The overlap between the two competitors means Direct Line boss Adam Winslow has good reason to hold out for a better offer. Analysts polled by LSEG reckon Direct Line will generate 287 million pounds of net income by 2025. Assume that Aviva can pocket around 130 million pounds of cost synergies, as per Berenberg estimates, equating to a 20% reduction in Direct Line’s administrative expenses. In that scenario Aviva could make a near 13% return on its investment, tangibly above Direct Line’s likely 10% cost of equity.

Given that he has only been in the post for less than a year and inflationary pressures have subsided, Winslow may feel emboldened to demand a per-share offer that starts with a 3, or require a higher proportion of the outlay to be paid in cash rather than shares. Aviva, after all, has an 8 billion pound surplus over its minimum capital requirements, and would like to use a deal to get closer to UK motor insurance market leader Admiral. If it offered 300 pence, Blanc could still muster a 10.6% return.

Before all that, Direct Line needs to engage. With UK motor insurance still a fragmented market, the consolidation logic is on Blanc’s side. If her target’s board declines to give her a view from the driving seat, she’s entitled to go over their heads.

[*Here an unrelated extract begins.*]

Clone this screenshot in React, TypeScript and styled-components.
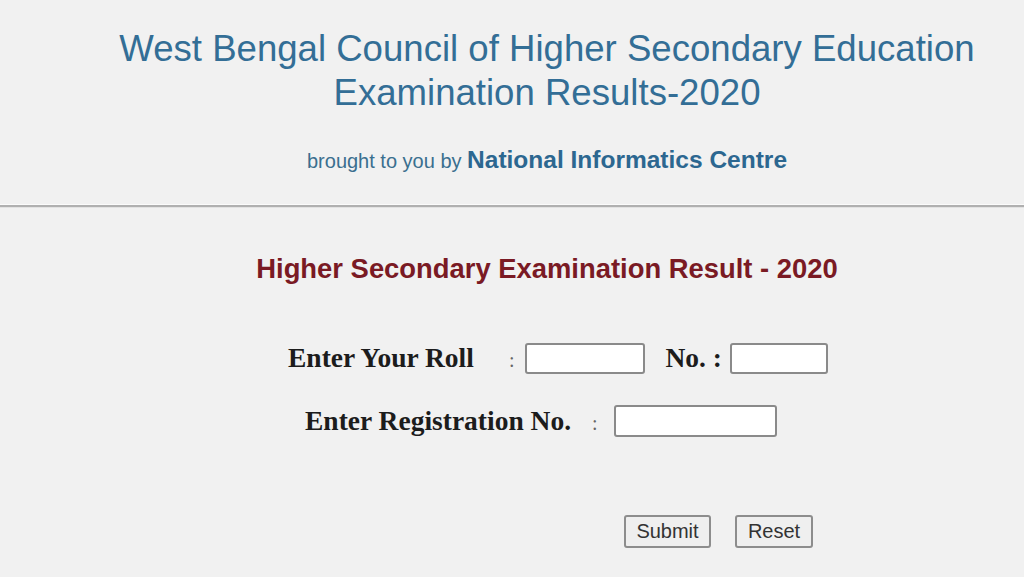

Follow @aimeedonnellan on X


CONTEXT NEWS

British insurer Direct Line on Nov. 27 rejected a takeover offer of 3.28 billion pounds ($4.16 billion) from bigger rival Aviva, saying it “substantially undervalued” the company.

On Nov. 19, Aviva made a 250-pence-per-share offer, which represented a nearly 60% premium to the stock’s close a day earlier.

If the deal had gone through, Direct Line shareholders would have received 112.5 pence in cash and 0.282 new Aviva shares for every Direct Line share held.

Aviva said Direct Line had refused to engage in further discussions.

The chairpersons of both companies have spoken directly to explain why Direct Line was rejecting the offer, a person with knowledge of the matter told Breakingviews.

Direct Line said its board considered Aviva’s proposal with its advisers and concluded that it was “highly opportunistic”.

According to British takeover rules, Aviva has until Dec. 25 to make a firm offer or walk away.

In March, London-based Direct Line also rejected a 239-pence-per-share takeover bid from Belgian rival Ageas, which was 4.6% lower than Aviva’s offer.

Shares in Direct Line were up 37% at 218 pence, while Aviva’s shares were down 2.3% at 478.2 pence, by 0828 GMT on Nov. 28.